I could even bring licensing into the discussion. What is the
"preferred form for modification" (in the GPL sense) of oxygen icons?
What is the Corresponding Source (in the GPL sense) of the .png files?

-- 
Nicolás


Re: Generated files in version control (was: Re: Why is C90 enforced in KDE?)

2015-12-06 Thread Thomas Lübking

On Sonntag, 6. Dezember 2015 22:23:01 CEST, Nicolás Alvarez wrote:


I am aware that Nuno manually chose rendering engine and scaling
method for every individual Oxygen icon based on seeing which one gave
(subjectively) better results. That is not documented anywhere


Seriously? I mean, are you saying the choices where not recorded anywhere? (To 
automize re-generation on a rule base)



I don't think there is any working implementation of RFC1437

Rumor has it that Dr. Ira Graves will have made some progress on this 
particular issue.


If I want to make an Oxygen-style icon


of vastly inferior quality ... :-P


for my application's document format, I can copy the .svg for an existing
file format icon, put my application logo, leave the paper,
and... who knows how to produce the magic .png from that. No documentation,
no script.


Is this a real world issue or is the solution being "breeze"?

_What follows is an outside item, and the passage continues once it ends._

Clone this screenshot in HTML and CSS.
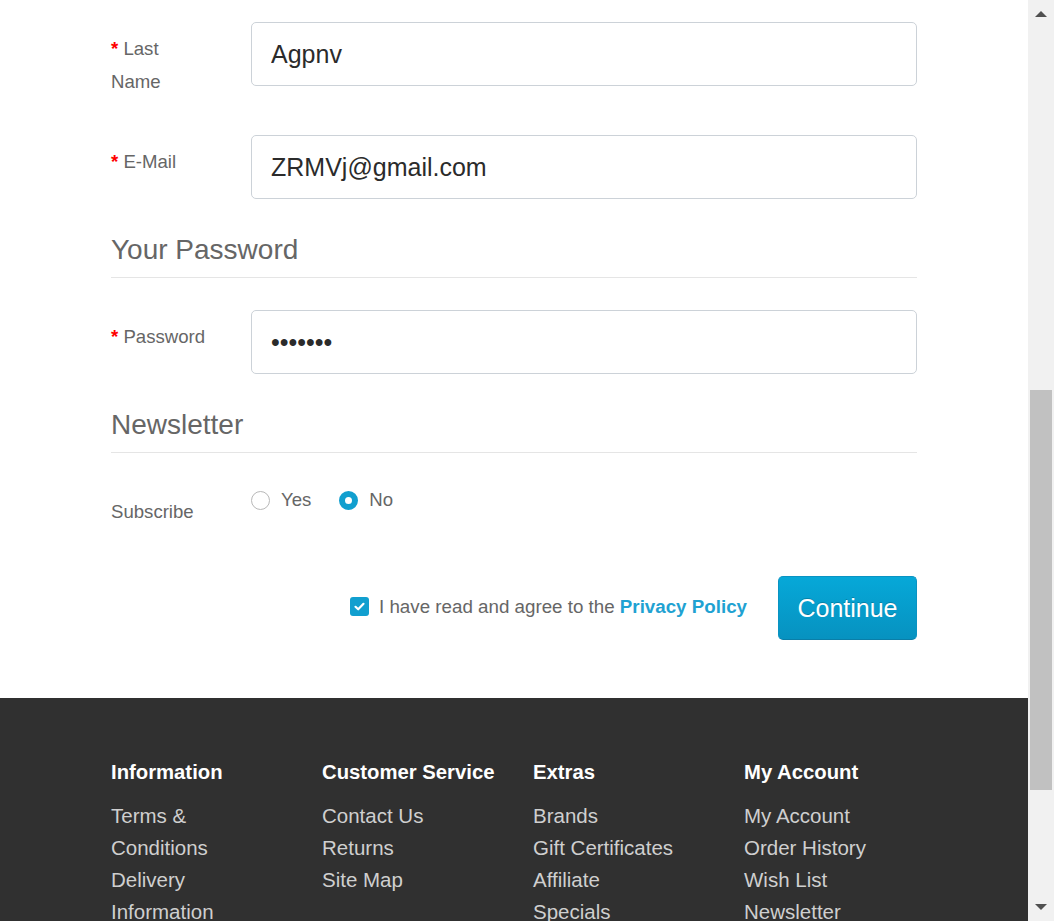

I could even bring licensing into the discussion.


Afaiu you can't - png is the "source", because they were post-processed in 
addition?!?
Even if not: it doesn't matter whether you use inkscape or gimp or krita or 
illustrator or photoshop or MS paint to create a raster image (or whether you 
provide intermediate results as well) - otherwise things would get *really* 
complex, because the *entire* production process of the image would have to be 
documented to eg. allow recretation of a png drawn in gimp (Mask here, gradient 
there. Gaussian blur, 40% overlay. Flatten, displacement noise, 
yaddayaddayadda...)

IOW, iamges don't fit code licenses at all.